***** Information provided *****
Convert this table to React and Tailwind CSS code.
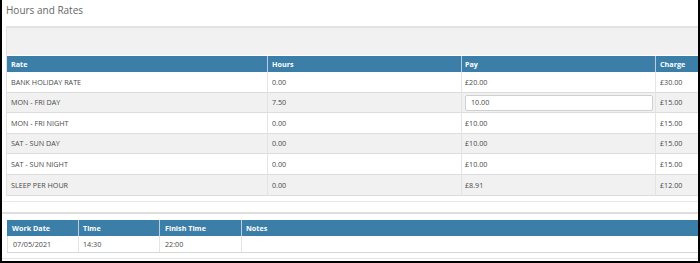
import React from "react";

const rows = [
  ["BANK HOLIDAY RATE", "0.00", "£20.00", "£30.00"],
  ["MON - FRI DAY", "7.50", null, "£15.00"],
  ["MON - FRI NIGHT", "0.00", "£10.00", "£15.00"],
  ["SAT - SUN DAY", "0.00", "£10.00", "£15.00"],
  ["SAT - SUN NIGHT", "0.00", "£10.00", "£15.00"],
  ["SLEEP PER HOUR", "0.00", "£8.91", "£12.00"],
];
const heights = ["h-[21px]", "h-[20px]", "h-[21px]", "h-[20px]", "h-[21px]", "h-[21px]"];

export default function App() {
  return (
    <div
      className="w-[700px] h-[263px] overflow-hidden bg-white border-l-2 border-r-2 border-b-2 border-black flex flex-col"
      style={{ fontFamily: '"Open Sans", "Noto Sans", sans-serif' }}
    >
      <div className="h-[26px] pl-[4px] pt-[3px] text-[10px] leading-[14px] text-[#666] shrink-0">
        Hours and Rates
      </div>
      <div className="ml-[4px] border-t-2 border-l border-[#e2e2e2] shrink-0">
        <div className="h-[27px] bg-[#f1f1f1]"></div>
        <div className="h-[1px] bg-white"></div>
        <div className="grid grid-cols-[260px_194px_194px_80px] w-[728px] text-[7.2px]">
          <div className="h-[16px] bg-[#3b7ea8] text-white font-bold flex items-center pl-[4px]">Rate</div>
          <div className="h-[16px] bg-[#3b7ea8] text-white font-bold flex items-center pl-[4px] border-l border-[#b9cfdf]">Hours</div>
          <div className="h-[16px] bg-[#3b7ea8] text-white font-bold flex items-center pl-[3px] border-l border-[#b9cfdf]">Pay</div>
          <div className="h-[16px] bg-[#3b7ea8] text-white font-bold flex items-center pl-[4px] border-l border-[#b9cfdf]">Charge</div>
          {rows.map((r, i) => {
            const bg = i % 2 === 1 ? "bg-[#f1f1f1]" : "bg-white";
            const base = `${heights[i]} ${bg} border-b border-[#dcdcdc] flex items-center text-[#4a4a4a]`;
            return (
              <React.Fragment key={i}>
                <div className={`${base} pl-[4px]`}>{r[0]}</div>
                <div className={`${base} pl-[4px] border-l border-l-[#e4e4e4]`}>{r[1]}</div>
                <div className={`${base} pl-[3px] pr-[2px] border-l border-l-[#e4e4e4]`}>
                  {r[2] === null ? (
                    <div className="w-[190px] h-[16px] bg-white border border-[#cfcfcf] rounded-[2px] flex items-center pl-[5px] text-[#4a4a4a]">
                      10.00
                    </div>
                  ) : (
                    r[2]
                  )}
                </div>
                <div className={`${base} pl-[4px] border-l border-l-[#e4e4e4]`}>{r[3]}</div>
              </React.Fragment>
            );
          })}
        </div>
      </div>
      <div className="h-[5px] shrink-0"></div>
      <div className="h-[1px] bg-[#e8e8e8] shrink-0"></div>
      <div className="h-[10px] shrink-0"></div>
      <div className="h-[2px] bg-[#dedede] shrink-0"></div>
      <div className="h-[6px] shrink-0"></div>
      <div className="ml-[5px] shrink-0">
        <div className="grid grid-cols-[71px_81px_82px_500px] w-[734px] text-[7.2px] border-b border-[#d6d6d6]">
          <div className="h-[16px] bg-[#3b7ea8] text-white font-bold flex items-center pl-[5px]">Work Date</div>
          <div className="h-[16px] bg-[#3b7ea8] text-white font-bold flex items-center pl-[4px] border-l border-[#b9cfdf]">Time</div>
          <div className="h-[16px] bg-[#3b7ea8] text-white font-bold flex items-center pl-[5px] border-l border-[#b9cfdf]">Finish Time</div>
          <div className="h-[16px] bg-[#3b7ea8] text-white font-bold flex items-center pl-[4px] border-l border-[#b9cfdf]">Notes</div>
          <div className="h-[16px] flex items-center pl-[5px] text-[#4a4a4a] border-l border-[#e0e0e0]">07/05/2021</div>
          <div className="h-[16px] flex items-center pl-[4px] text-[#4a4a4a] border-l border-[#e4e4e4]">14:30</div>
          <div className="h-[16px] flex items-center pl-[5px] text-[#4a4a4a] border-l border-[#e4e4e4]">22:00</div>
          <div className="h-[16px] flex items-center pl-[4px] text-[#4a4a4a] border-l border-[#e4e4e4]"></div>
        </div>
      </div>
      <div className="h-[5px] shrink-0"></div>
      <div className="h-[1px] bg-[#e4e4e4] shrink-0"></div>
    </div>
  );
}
*****
• _Directive_:
Copy the listing exactly. Any image in it stays out of the copy.

• _Response for this exercise_:
Convert this table to React and Tailwind CSS code.
import React from "react";

const rows = [
  ["BANK HOLIDAY RATE", "0.00", "£20.00", "£30.00"],
  ["MON - FRI DAY", "7.50", null, "£15.00"],
  ["MON - FRI NIGHT", "0.00", "£10.00", "£15.00"],
  ["SAT - SUN DAY", "0.00", "£10.00", "£15.00"],
  ["SAT - SUN NIGHT", "0.00", "£10.00", "£15.00"],
  ["SLEEP PER HOUR", "0.00", "£8.91", "£12.00"],
];
const heights = ["h-[21px]", "h-[20px]", "h-[21px]", "h-[20px]", "h-[21px]", "h-[21px]"];

export default function App() {
  return (
    <div
      className="w-[700px] h-[263px] overflow-hidden bg-white border-l-2 border-r-2 border-b-2 border-black flex flex-col"
      style={{ fontFamily: '"Open Sans", "Noto Sans", sans-serif' }}
    >
      <div className="h-[26px] pl-[4px] pt-[3px] text-[10px] leading-[14px] text-[#666] shrink-0">
        Hours and Rates
      </div>
      <div className="ml-[4px] border-t-2 border-l border-[#e2e2e2] shrink-0">
        <div className="h-[27px] bg-[#f1f1f1]"></div>
        <div className="h-[1px] bg-white"></div>
        <div className="grid grid-cols-[260px_194px_194px_80px] w-[728px] text-[7.2px]">
          <div className="h-[16px] bg-[#3b7ea8] text-white font-bold flex items-center pl-[4px]">Rate</div>
          <div className="h-[16px] bg-[#3b7ea8] text-white font-bold flex items-center pl-[4px] border-l border-[#b9cfdf]">Hours</div>
          <div className="h-[16px] bg-[#3b7ea8] text-white font-bold flex items-center pl-[3px] border-l border-[#b9cfdf]">Pay</div>
          <div className="h-[16px] bg-[#3b7ea8] text-white font-bold flex items-center pl-[4px] border-l border-[#b9cfdf]">Charge</div>
          {rows.map((r, i) => {
            const bg = i % 2 === 1 ? "bg-[#f1f1f1]" : "bg-white";
            const base = `${heights[i]} ${bg} border-b border-[#dcdcdc] flex items-center text-[#4a4a4a]`;
            return (
              <React.Fragment key={i}>
                <div className={`${base} pl-[4px]`}>{r[0]}</div>
                <div className={`${base} pl-[4px] border-l border-l-[#e4e4e4]`}>{r[1]}</div>
                <div className={`${base} pl-[3px] pr-[2px] border-l border-l-[#e4e4e4]`}>
                  {r[2] === null ? (
                    <div className="w-[190px] h-[16px] bg-white border border-[#cfcfcf] rounded-[2px] flex items-center pl-[5px] text-[#4a4a4a]">
                      10.00
                    </div>
                  ) : (
                    r[2]
                  )}
                </div>
                <div className={`${base} pl-[4px] border-l border-l-[#e4e4e4]`}>{r[3]}</div>
              </React.Fragment>
            );
          })}
        </div>
      </div>
      <div className="h-[5px] shrink-0"></div>
      <div className="h-[1px] bg-[#e8e8e8] shrink-0"></div>
      <div className="h-[10px] shrink-0"></div>
      <div className="h-[2px] bg-[#dedede] shrink-0"></div>
      <div className="h-[6px] shrink-0"></div>
      <div className="ml-[5px] shrink-0">
        <div className="grid grid-cols-[71px_81px_82px_500px] w-[734px] text-[7.2px] border-b border-[#d6d6d6]">
          <div className="h-[16px] bg-[#3b7ea8] text-white font-bold flex items-center pl-[5px]">Work Date</div>
          <div className="h-[16px] bg-[#3b7ea8] text-white font-bold flex items-center pl-[4px] border-l border-[#b9cfdf]">Time</div>
          <div className="h-[16px] bg-[#3b7ea8] text-white font-bold flex items-center pl-[5px] border-l border-[#b9cfdf]">Finish Time</div>
          <div className="h-[16px] bg-[#3b7ea8] text-white font-bold flex items-center pl-[4px] border-l border-[#b9cfdf]">Notes</div>
          <div className="h-[16px] flex items-center pl-[5px] text-[#4a4a4a] border-l border-[#e0e0e0]">07/05/2021</div>
          <div className="h-[16px] flex items-center pl-[4px] text-[#4a4a4a] border-l border-[#e4e4e4]">14:30</div>
          <div className="h-[16px] flex items-center pl-[5px] text-[#4a4a4a] border-l border-[#e4e4e4]">22:00</div>
          <div className="h-[16px] flex items-center pl-[4px] text-[#4a4a4a] border-l border-[#e4e4e4]"></div>
        </div>
      </div>
      <div className="h-[5px] shrink-0"></div>
      <div className="h-[1px] bg-[#e4e4e4] shrink-0"></div>
    </div>
  );
}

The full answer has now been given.